= Problem to work on =
Please report every line from the material that contains the word "components".

[Interface markup and scripts]
::::::

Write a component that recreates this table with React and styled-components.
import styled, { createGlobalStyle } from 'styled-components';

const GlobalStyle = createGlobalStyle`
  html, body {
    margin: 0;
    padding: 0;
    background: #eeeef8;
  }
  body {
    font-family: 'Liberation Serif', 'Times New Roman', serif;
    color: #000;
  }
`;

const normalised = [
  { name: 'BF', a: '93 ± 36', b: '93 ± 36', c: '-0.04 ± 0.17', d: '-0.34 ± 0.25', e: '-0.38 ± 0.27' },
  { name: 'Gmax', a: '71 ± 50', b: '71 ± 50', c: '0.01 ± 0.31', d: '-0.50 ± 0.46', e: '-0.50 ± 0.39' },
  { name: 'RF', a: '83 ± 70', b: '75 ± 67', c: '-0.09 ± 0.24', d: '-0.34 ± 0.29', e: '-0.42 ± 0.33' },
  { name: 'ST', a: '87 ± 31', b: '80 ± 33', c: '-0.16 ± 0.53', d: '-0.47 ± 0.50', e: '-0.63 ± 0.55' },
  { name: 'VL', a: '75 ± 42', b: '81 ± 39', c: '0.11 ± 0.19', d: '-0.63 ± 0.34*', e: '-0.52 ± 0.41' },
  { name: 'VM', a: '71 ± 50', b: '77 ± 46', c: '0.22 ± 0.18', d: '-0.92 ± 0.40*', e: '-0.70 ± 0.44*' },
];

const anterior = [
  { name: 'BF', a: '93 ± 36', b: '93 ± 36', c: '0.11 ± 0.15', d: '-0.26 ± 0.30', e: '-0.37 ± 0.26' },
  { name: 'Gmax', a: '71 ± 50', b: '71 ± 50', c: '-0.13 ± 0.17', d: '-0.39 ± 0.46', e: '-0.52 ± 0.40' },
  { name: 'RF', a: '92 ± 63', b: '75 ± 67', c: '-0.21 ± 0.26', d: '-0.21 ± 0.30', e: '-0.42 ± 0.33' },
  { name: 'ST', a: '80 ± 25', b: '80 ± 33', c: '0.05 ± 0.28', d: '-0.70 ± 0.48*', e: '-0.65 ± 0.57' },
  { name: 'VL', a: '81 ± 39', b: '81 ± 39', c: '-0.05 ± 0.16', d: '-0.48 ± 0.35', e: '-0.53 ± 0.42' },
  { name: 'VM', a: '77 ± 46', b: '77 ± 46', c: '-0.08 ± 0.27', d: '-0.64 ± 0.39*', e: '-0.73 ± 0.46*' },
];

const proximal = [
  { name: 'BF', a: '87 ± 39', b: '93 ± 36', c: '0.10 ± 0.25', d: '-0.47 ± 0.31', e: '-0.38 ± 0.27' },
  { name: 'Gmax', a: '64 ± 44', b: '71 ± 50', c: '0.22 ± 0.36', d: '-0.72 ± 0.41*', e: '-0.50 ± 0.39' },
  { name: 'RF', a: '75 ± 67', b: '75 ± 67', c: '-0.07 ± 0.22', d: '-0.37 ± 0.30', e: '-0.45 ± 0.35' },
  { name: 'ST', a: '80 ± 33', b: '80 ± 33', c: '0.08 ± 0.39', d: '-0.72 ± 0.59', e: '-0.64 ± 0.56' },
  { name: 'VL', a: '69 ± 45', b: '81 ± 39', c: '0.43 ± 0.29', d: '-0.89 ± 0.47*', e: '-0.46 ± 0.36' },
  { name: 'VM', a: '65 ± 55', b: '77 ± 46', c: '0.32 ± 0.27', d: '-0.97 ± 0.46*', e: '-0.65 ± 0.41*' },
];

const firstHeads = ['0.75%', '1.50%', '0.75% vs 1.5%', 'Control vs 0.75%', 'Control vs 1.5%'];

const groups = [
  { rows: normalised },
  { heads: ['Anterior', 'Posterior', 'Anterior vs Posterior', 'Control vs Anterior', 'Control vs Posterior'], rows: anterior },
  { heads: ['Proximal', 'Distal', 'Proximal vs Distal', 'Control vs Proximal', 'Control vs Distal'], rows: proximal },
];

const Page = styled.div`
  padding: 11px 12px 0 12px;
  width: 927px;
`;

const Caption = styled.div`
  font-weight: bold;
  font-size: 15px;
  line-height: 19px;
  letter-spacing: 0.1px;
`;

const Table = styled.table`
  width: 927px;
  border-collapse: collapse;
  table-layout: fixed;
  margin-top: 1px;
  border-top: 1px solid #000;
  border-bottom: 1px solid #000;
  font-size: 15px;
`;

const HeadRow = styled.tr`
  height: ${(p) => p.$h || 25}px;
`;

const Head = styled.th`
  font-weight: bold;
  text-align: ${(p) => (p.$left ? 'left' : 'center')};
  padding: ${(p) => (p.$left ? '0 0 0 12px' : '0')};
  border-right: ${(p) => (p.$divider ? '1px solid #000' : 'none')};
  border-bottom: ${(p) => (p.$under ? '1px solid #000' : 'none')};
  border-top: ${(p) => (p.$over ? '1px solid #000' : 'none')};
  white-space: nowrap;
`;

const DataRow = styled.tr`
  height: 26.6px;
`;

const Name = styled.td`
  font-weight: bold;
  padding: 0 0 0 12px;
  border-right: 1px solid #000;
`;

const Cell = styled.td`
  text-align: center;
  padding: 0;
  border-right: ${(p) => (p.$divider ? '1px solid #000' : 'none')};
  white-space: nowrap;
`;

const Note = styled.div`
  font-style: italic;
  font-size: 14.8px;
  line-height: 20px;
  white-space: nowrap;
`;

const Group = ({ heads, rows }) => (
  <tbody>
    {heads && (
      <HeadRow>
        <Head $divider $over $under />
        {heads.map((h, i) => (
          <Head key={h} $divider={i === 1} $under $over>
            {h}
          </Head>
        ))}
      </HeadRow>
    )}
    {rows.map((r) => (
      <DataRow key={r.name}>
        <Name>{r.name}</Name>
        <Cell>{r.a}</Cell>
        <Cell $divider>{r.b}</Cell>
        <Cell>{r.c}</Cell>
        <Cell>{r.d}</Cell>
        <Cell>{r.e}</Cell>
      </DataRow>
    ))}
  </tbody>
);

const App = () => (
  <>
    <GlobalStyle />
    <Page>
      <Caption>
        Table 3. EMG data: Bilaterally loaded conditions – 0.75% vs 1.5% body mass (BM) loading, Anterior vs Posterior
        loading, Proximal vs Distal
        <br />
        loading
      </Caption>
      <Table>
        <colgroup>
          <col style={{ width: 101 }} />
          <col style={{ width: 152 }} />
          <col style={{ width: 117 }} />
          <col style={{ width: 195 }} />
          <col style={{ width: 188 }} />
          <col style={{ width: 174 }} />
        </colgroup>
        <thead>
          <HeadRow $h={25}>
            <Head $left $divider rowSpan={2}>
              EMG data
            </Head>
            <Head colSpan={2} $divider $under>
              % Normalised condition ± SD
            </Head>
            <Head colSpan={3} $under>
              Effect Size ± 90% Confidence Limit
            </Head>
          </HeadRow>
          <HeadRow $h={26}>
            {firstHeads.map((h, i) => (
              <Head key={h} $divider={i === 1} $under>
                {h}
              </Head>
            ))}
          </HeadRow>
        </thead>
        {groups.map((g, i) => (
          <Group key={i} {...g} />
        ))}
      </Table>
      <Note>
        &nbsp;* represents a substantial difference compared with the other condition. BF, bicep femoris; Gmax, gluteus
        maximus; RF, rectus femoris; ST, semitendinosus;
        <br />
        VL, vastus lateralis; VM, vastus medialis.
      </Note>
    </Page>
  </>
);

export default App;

::::::

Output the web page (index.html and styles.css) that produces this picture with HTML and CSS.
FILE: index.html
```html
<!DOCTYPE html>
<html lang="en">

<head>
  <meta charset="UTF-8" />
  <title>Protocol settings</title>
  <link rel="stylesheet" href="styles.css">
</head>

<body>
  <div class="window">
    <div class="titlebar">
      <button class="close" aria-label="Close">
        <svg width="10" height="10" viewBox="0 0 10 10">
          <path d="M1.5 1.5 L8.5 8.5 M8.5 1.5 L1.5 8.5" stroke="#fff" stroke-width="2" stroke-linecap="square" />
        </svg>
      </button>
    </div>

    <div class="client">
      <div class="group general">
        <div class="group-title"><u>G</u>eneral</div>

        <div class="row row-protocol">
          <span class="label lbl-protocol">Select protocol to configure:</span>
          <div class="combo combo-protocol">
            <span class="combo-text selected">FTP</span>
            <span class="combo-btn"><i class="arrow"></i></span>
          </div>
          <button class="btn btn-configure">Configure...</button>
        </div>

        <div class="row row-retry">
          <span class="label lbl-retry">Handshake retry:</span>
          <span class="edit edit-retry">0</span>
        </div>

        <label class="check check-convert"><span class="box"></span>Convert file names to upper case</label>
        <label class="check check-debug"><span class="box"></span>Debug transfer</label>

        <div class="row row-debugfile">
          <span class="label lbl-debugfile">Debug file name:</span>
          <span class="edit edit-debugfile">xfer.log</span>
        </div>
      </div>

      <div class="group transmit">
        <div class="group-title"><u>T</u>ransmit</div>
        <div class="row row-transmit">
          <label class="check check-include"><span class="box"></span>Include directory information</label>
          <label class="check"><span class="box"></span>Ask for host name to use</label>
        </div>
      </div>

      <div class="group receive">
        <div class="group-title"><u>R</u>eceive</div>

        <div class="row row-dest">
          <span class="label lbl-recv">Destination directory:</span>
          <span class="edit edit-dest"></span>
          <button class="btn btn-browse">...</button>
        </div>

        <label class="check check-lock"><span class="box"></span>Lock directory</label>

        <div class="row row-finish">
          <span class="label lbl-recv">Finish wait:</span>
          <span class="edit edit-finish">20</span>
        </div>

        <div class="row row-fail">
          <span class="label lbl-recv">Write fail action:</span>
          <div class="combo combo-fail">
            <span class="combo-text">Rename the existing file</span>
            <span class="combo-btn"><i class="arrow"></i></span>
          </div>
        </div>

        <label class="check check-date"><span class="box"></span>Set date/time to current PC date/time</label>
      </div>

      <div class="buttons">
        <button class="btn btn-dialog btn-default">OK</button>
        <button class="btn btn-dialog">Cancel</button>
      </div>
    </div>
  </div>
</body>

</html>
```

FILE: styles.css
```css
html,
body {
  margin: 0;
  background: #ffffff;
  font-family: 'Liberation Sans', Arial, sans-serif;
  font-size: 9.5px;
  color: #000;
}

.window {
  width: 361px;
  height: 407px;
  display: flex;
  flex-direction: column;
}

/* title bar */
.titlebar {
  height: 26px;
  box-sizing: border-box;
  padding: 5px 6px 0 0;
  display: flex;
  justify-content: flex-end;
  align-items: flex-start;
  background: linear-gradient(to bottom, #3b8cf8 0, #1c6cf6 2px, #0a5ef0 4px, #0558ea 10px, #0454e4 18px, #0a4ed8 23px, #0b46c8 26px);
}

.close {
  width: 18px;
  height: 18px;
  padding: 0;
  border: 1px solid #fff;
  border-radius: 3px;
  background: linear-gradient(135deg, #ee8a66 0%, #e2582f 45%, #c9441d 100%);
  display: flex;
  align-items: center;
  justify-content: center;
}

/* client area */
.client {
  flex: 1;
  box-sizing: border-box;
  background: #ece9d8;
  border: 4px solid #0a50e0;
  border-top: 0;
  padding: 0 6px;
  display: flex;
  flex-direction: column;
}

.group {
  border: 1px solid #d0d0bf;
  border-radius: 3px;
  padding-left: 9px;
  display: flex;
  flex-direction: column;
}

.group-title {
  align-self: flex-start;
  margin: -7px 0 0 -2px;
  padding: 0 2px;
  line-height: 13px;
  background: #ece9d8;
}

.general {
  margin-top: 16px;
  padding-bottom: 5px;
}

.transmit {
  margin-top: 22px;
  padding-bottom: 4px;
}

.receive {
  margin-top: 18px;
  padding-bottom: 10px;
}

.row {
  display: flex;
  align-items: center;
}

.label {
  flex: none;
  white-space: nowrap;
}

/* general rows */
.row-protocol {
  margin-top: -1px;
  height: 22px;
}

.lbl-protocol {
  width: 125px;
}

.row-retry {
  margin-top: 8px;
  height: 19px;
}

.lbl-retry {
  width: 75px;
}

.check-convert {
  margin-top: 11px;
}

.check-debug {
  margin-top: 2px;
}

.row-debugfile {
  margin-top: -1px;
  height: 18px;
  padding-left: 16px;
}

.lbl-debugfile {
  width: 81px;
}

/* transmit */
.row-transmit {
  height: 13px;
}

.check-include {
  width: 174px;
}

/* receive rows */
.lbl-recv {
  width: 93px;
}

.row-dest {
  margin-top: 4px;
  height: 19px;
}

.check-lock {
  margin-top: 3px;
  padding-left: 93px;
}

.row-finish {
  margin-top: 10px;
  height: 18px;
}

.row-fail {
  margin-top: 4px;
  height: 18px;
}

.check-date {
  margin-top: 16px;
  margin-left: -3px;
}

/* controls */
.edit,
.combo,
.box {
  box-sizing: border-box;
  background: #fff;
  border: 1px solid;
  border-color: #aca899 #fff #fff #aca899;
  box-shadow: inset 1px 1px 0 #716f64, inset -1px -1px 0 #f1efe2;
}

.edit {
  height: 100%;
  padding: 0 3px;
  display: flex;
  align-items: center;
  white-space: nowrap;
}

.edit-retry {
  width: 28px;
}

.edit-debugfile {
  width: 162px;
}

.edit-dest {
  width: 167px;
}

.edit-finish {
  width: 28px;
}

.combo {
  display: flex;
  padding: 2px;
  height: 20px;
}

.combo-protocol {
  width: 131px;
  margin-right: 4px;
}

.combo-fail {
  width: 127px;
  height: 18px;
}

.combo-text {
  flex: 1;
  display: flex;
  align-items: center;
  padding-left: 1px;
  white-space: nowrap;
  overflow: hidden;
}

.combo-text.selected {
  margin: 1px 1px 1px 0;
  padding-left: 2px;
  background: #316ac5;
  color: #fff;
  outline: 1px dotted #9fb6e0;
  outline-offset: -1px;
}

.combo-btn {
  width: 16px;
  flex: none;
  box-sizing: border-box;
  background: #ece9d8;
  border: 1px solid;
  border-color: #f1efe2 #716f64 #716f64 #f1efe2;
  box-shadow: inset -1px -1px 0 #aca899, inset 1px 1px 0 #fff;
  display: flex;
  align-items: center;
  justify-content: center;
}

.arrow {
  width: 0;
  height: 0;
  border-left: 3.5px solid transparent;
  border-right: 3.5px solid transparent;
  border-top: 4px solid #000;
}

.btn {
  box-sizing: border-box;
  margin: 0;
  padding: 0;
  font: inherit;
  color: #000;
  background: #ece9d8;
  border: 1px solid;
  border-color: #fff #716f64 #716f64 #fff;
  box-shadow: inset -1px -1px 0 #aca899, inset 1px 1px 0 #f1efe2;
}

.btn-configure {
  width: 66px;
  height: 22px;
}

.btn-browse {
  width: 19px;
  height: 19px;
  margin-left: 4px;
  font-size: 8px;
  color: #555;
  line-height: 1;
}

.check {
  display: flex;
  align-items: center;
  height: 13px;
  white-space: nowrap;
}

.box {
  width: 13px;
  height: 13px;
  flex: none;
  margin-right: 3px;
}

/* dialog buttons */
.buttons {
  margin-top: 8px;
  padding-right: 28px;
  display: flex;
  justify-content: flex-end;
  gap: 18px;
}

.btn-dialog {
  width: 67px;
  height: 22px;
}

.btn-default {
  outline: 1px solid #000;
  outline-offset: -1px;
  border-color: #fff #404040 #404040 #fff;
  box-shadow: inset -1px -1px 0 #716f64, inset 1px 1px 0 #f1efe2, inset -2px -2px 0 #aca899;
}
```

::::::

= Solution to this problem =
Write a component that recreates this table with React and styled-components.
import styled, { createGlobalStyle } from 'styled-components';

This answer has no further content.